Konetzni was a member of the Berlin State Opera from 1931 until 1934. There she sang Hélène in Berlin's first staging of Giuseppe Verdi's I vespri siciliani in 1932. In 1933 she was a guest artist at the Teatro Colón in Buenos Aires, and that same year she became a resident principal artist at the Vienna State Opera (VSO). She remained a member of the VSO until her retirement in 1955.

While the VSO was her home, Konetzni concurrently maintained an international career as a guest artist at various theaters; including performances at La Scala and the Teatro dell'Opera di Roma. In the summer of 1934 she appeared at the Salzburg Festival as Isolde in Tristan und Isolde and at the Munich Opera Festival as Brünnhilde in Siegfried. She subsequently returned to Salzburg for further engagements as Reiza in Oberon (1934), Leonore in Beethoven's Fidelio (1936), and The Marschallin in Der Rosenkavalier. She also appeared at the 1935 Salzburg Festival.

In December 1934 Konetzni made her debut at the Metropolitan Opera ("the Met") as Brünnhilde in Die Walküre under the baton of Artur Bodanzky. She subsequently appeared at the Met in Siegfried (1934) with Lauritz Melchior in the title role, and Venus in Tannhäuser (1935) with Lawrence Tibbett as Wolfram.

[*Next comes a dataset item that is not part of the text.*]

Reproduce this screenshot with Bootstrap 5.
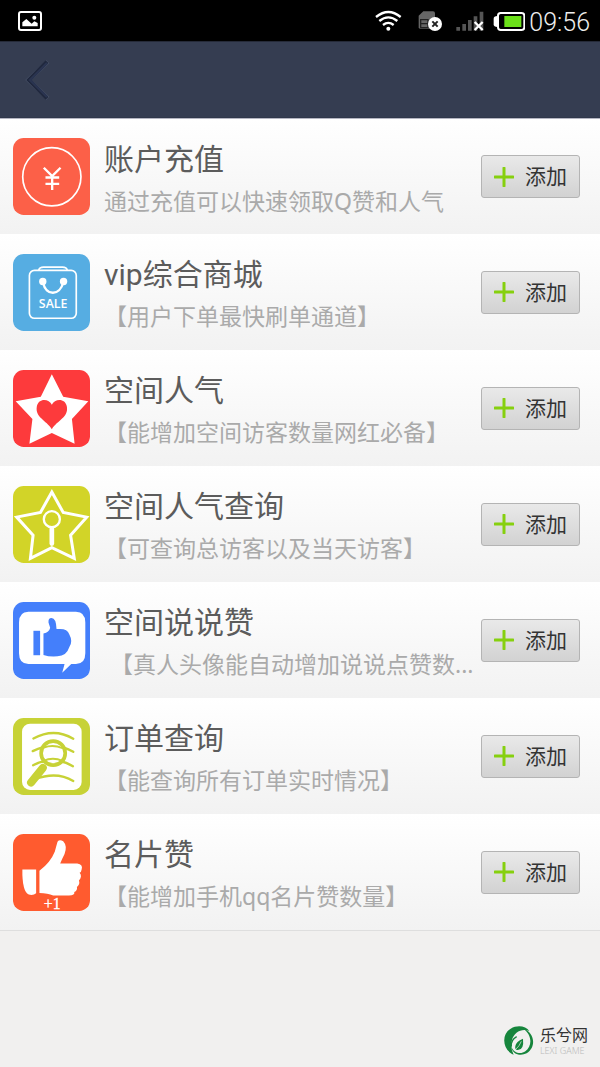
<!DOCTYPE html>
<html lang="zh-CN">
<head>
<meta charset="utf-8">
<meta name="viewport" content="width=device-width, initial-scale=1">
<title>添加服务</title>
<link href="https://cdn.jsdelivr.net/npm/bootstrap@5.3.0/dist/css/bootstrap.min.css" rel="stylesheet">
<style>
  body { font-family: "Noto Sans", "Noto Sans CJK SC", sans-serif; background: #f1f0ef; }
  .status-bar { background: #000; height: 41px; padding: 0 10px 0 18px; }
  .clock { font: 300 25px/38px Roboto, sans-serif; color: #eee; padding-top: 4px; }
  .title-bar { background: #353d51; height: 77px; padding: 0 24px; border-top: 1px solid #252a38; border-bottom: 1px solid #30384b; }
  .service { height: 116px; padding: 0 20px 0 13px; background: linear-gradient(#fff, #f2f2f2); }
  .service:first-child { border-top: 1px solid #b5b6c2; }
  .service-list { border-bottom: 1px solid #dedede; }
  .service-icon { width: 77px; height: 77px; margin-right: 14px; }
  .service-text { min-width: 0; margin-right: 5px; padding-top: 6px; }
  .service-name { font-family: Roboto, "Noto Sans CJK SC", sans-serif; font-size: 30px; line-height: 42px; color: #5c5c5c; font-weight: 400; }
  .service-note { font-size: 23px; line-height: 40px; color: #aaa; }
  .add-btn { width: 99px; height: 43px; padding: 0 0 0 12px; border: 1px solid #b4b4b4; border-radius: 3px;
    background: linear-gradient(#e9e9e9, #d2d2d2); color: #333; font-size: 21px; line-height: 41px; gap: 11px; }
  .add-btn:hover { color: #333; border-color: #999; }
  .brand-mark { padding: 0 12px 11px 0; gap: 6px; }
  .brand-name { font-size: 16px; line-height: 21px; color: #333; }
  .brand-sub { font-size: 9px; line-height: 10px; color: #bbb; font-weight: 300; }
</style>
</head>
<body class="d-flex flex-column min-vh-100">
<div class="status-bar d-flex align-items-center">
  <svg class="me-auto" width="24" height="20" viewBox="0 0 72 60" aria-hidden="true">
    <rect x="3" y="3" width="66" height="54" rx="6" fill="none" stroke="#fff" stroke-width="6"/>
    <path d="M13 46V34l12-10 16 14 8-7 10 5v10z" fill="#fff"/><circle cx="49" cy="20" r="6" fill="#fff"/>
  </svg>
  <svg width="150" height="24" viewBox="0 0 450 72" aria-hidden="true">
    <g transform="translate(-44 -30)">
      <g fill="none" stroke="#fff" stroke-width="7">
        <path d="M47 54Q84 24 121 54M57 66Q84 44 111 66M68 78Q84 65 100 78"/>
      </g>
      <circle cx="84" cy="89" r="6" fill="#fff"/>
      <path d="M175 50l14-13h29q6 0 6 6v46h-45q-4 0-4-4z" fill="#666"/>
      <path d="M181 62h22v24h-22zM181 74h22" fill="none" stroke="#222" stroke-width="4"/>
      <circle cx="224" cy="75" r="21" fill="#fff"/>
      <path d="M216 67l16 16m0-16l-16 16" stroke="#222" stroke-width="6"/>
      <path d="M288 84h11v11h-11zM306 75h11v20h-11zM323 63h11v32h-11zM340 52h11v43h-11zM358 38h11v57h-11z" fill="#555"/>
      <path d="M343 69l24 24m0-24l-24 24" stroke="#fff" stroke-width="7"/>
      <rect x="413" y="42" width="79" height="51" rx="8" fill="none" stroke="#fff" stroke-width="6"/>
      <path d="M411 51q-11 0-11 8v17q0 8 11 8z" fill="#fff"/><rect x="432" y="51" width="51" height="33" fill="#6be019"/>
    </g>
  </svg>
  <time class="clock ms-1">09:56</time>
</div>

<header class="title-bar d-flex align-items-center">
  <a href="#" aria-label="返回" class="d-flex"><svg width="28" height="40" viewBox="0 0 84 120">
    <path d="M71 5L14 60l57 55" fill="none" stroke="#49536a" stroke-width="14"/>
    <path d="M69 5L15 60l54 55" fill="none" stroke="#20283d" stroke-width="12"/>
    <path d="M69 9L18 60l51 51" fill="none" stroke="#2a3450" stroke-width="7"/>
  </svg></a>
</header>

<main>
<ul class="service-list list-unstyled mb-0">
  <li class="service d-flex align-items-center">
    <svg class="service-icon flex-shrink-0" viewBox="40 60 230 230" aria-hidden="true">
      <rect x="40" y="60" width="230" height="230" rx="32" fill="#fc6048"/>
      <circle cx="156" cy="176" r="87" fill="none" stroke="#fff" stroke-width="5"/>
      <path d="M132 149l25 25 25-25M157 174v41M137 178h41M137 197h41" fill="none" stroke="#fff" stroke-width="7"/>
    </svg>
    <div class="service-text flex-grow-1">
      <h2 class="service-name text-truncate mb-0">账户充值</h2>
      <p class="service-note text-truncate mb-0">通过充值可以快速领取Q赞和人气</p>
    </div>
    <button type="button" class="btn add-btn d-flex align-items-center flex-shrink-0"><svg width="20" height="20" viewBox="0 0 20 20" aria-hidden="true"><path d="M10 1v18M1 10h18" stroke="#86d00f" stroke-width="3" stroke-linecap="round"/></svg>添加</button>
  </li>
  <li class="service d-flex align-items-center">
    <svg class="service-icon flex-shrink-0" viewBox="40 60 230 230" aria-hidden="true">
      <rect x="40" y="60" width="230" height="230" rx="32" fill="#56ade2"/>
      <g fill="none" stroke="#fff" stroke-width="5">
        <rect x="89" y="109" width="140" height="143" rx="15"/>
        <path d="M117 108q2-9 14-9h57q12 0 14 9"/>
        <path d="M130 146c8 40 50 40 60-1" stroke-width="7"/>
      </g>
      <circle cx="129" cy="142" r="11" fill="#fff"/><circle cx="191" cy="142" r="11" fill="#fff"/>
      <text x="160" y="221" text-anchor="middle" font-family="Open Sans, sans-serif" font-size="37" font-weight="600" fill="#fff">SALE</text>
    </svg>
    <div class="service-text flex-grow-1">
      <h2 class="service-name text-truncate mb-0">vip综合商城</h2>
      <p class="service-note text-truncate mb-0">【用户下单最快刷单通道】</p>
    </div>
    <button type="button" class="btn add-btn d-flex align-items-center flex-shrink-0"><svg width="20" height="20" viewBox="0 0 20 20" aria-hidden="true"><path d="M10 1v18M1 10h18" stroke="#86d00f" stroke-width="3" stroke-linecap="round"/></svg>添加</button>
  </li>
  <li class="service d-flex align-items-center">
    <svg class="service-icon flex-shrink-0" viewBox="40 30 230 230" aria-hidden="true">
      <rect x="40" y="30" width="230" height="230" rx="32" fill="#fd3a3c"/>
      <path d="M156 43l34 67 75 13-49 53 8 74-68-32-67 32 9-74-50-53 75-13z" fill="#fff"/>
      <path d="M156 134c8-18 40-22 45 6 5 32-28 40-45 67-17-27-50-35-45-67 5-28 37-24 45-6z" fill="#fd3a3c"/>
    </svg>
    <div class="service-text flex-grow-1">
      <h2 class="service-name text-truncate mb-0">空间人气</h2>
      <p class="service-note text-truncate mb-0">【能增加空间访客数量网红必备】</p>
    </div>
    <button type="button" class="btn add-btn d-flex align-items-center flex-shrink-0"><svg width="20" height="20" viewBox="0 0 20 20" aria-hidden="true"><path d="M10 1v18M1 10h18" stroke="#86d00f" stroke-width="3" stroke-linecap="round"/></svg>添加</button>
  </li>
  <li class="service d-flex align-items-center">
    <svg class="service-icon flex-shrink-0" viewBox="40 30 230 230" aria-hidden="true">
      <rect x="40" y="30" width="230" height="230" rx="32" fill="#d2d428"/>
      <path d="M156 48l34 61 70 14-48 54 11 69-67-32-64 32 8-69-49-54 71-14z" fill="none" stroke="#fff" stroke-width="9"/>
      <circle cx="156" cy="129" r="24" fill="none" stroke="#fff" stroke-width="7"/>
      <path d="M156 158v44" stroke="#fff" stroke-width="14" stroke-linecap="round"/>
    </svg>
    <div class="service-text flex-grow-1">
      <h2 class="service-name text-truncate mb-0">空间人气查询</h2>
      <p class="service-note text-truncate mb-0">【可查询总访客以及当天访客】</p>
    </div>
    <button type="button" class="btn add-btn d-flex align-items-center flex-shrink-0"><svg width="20" height="20" viewBox="0 0 20 20" aria-hidden="true"><path d="M10 1v18M1 10h18" stroke="#86d00f" stroke-width="3" stroke-linecap="round"/></svg>添加</button>
  </li>
  <li class="service d-flex align-items-center">
    <svg class="service-icon flex-shrink-0" viewBox="40 30 230 230" aria-hidden="true">
      <rect x="40" y="30" width="230" height="230" rx="32" fill="#447ffb"/>
      <path d="M86 59h142q28 0 28 32v92q0 32-28 32h-14l-27 26 7-26H86q-28 0-28-32V91q0-32 28-32z" fill="#fff"/>
      <path d="M101 116h20v73h-20z" fill="#447ffb"/>
      <path d="M131 124q17-3 20-17l-5-16q-1-13 9-13 14 0 15 33 32-4 38 15 12 22 0 39-8 26-35 27-24 2-42-4z" fill="#447ffb"/>
    </svg>
    <div class="service-text flex-grow-1">
      <h2 class="service-name text-truncate mb-0">空间说说赞</h2>
      <p class="service-note text-truncate mb-0">&nbsp;【真人头像能自动增加说说点赞数...</p>
    </div>
    <button type="button" class="btn add-btn d-flex align-items-center flex-shrink-0"><svg width="20" height="20" viewBox="0 0 20 20" aria-hidden="true"><path d="M10 1v18M1 10h18" stroke="#86d00f" stroke-width="3" stroke-linecap="round"/></svg>添加</button>
  </li>
  <li class="service d-flex align-items-center">
    <svg class="service-icon flex-shrink-0" viewBox="40 30 230 230" aria-hidden="true">
      <rect x="40" y="30" width="230" height="230" rx="32" fill="#c7d236"/>
      <rect x="67" y="47" width="178" height="198" rx="24" fill="#fff"/>
      <g fill="none" stroke="#c7d236" stroke-width="7" stroke-linecap="round">
        <path d="M101 91q62-33 119 1M99 129q65-32 121 2M100 171q62-31 119 3M105 213q65-25 115 5"/>
        <circle cx="160" cy="135" r="36" fill="#fff" stroke-width="11"/>
        <path d="M132 118q28-10 56 2M131 158q28-12 57 0" stroke-width="6"/>
        <path d="M129 179l-35 44" stroke-width="24"/>
      </g>
    </svg>
    <div class="service-text flex-grow-1">
      <h2 class="service-name text-truncate mb-0">订单查询</h2>
      <p class="service-note text-truncate mb-0">【能查询所有订单实时情况】</p>
    </div>
    <button type="button" class="btn add-btn d-flex align-items-center flex-shrink-0"><svg width="20" height="20" viewBox="0 0 20 20" aria-hidden="true"><path d="M10 1v18M1 10h18" stroke="#86d00f" stroke-width="3" stroke-linecap="round"/></svg>添加</button>
  </li>
  <li class="service d-flex align-items-center">
    <svg class="service-icon flex-shrink-0" viewBox="40 41 230 230" aria-hidden="true">
      <rect x="40" y="41" width="230" height="230" rx="32" fill="#ff5b2f"/>
      <path d="M68 147h41v71q-8 7-22 4-20-10-19-75z" fill="#fff"/>
      <path d="M119 151q34-27 46-58 4-15 8-29 6-8 17-1 13 14 4 38-9 18-13 28h51q18 3 13 18-1 8-6 10 9 11-2 23 4 12-6 19 2 11-8 15 3 10-16 11h-47q-16-8-41-8z" fill="#fff"/>
      <text x="157" y="266" text-anchor="middle" font-family="Liberation Serif, serif" font-size="47" fill="#fff" stroke="#fff">+1</text>
    </svg>
    <div class="service-text flex-grow-1">
      <h2 class="service-name text-truncate mb-0">名片赞</h2>
      <p class="service-note text-truncate mb-0">【能增加手机qq名片赞数量】</p>
    </div>
    <button type="button" class="btn add-btn d-flex align-items-center flex-shrink-0"><svg width="20" height="20" viewBox="0 0 20 20" aria-hidden="true"><path d="M10 1v18M1 10h18" stroke="#86d00f" stroke-width="3" stroke-linecap="round"/></svg>添加</button>
  </li>
</ul>
</main>

<footer class="brand-mark d-flex justify-content-end align-items-center mt-auto">
  <svg width="30" height="30" viewBox="0 0 90 90" aria-hidden="true">
    <path d="M29 86C-6 72-8 24 20 8 40-4 66 0 76 15 52 6 30 20 24 42q-6 24 5 44z" fill="#16853c"/>
    <path d="M58 8C92 18 98 64 68 82 48 92 24 84 22 62c8 20 28 24 42 14C86 60 84 26 58 8z" fill="#16853c"/>
    <path d="M22 62Q20 42 38 32" fill="none" stroke="#16853c" stroke-width="4"/>
    <path d="M57 38q4 36-18 34-7-1-5-12 2-14 23-22z" fill="#16853c"/>
    <path d="M52 46q-6 15-17 24" fill="none" stroke="#f1f0ef" stroke-width="2"/>
  </svg>
  <div>
    <div class="brand-name">乐兮网</div>
    <div class="brand-sub">LEXI GAME</div>
  </div>
</footer>
<script src="https://cdn.jsdelivr.net/npm/bootstrap@5.3.0/dist/js/bootstrap.bundle.min.js"></script>
</body>
</html>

In 1935 Konetzni sang excerpts from Fidelio and lieder by Robert Schumann and Hugo Wolf with the Vienna Philharmonic and Hugo Wolf for international radio broadcast. That same year she sang Brünnhilde in the complete Ring Cycle at the Royal Opera House (ROH) in London; performing these operas with conductor Thomas Beecham. She returned to London every year until World War II. Other appearance at the ROH included Wagner's Isolde (1936, a touring production from the Semperoper), and a reprisals of the Ring Cycle in 1938 and 1939.

In 1937 Konetzni performed in radio broadcasts with the Leipzig Gewandhaus Orchestra, and in 1939 she performed Act III of Siegfried for radio broafcast with the London Philharmonic led by Beecham. When the Theater an der Wien re-opened as the new home of the VSO, she sang Leonore in Fidelio for the company's inaugural performance their on October 6, 1945 with Josef Krips conducting. In 1947 she appeared at the Dutch National Opera as The Marschallin, and in 1949 she portrayed Ortrud in Wagner's Lohengrin at the Arena di Verona Festival.

In 1950 Konetzni performed the title role in Strauss's Elektra at the Maggio Musicale Fiorentino; a performance which was recorded. It was the first complete recording of that opera. At the time of her retirement she was an honored guest at the reopening of the VSO (closed after damage during WWII) in November 1955. In assessing her career, Peter Branscombe stated, "Her voice, in its prime a strong, pure dramatic soprano, was not supported by a particularly impressive stage presence."
==Later life==
From 1954 to 1957 Konetzni was a lecturer at the Vienna Music Academy. Ill health forced her to stop teaching. She was married to the Viennese dermatologist and syphilologist Albert Wiedmann (1901–1970).

Anny Konetzni died in Vienna on 6 September 1968.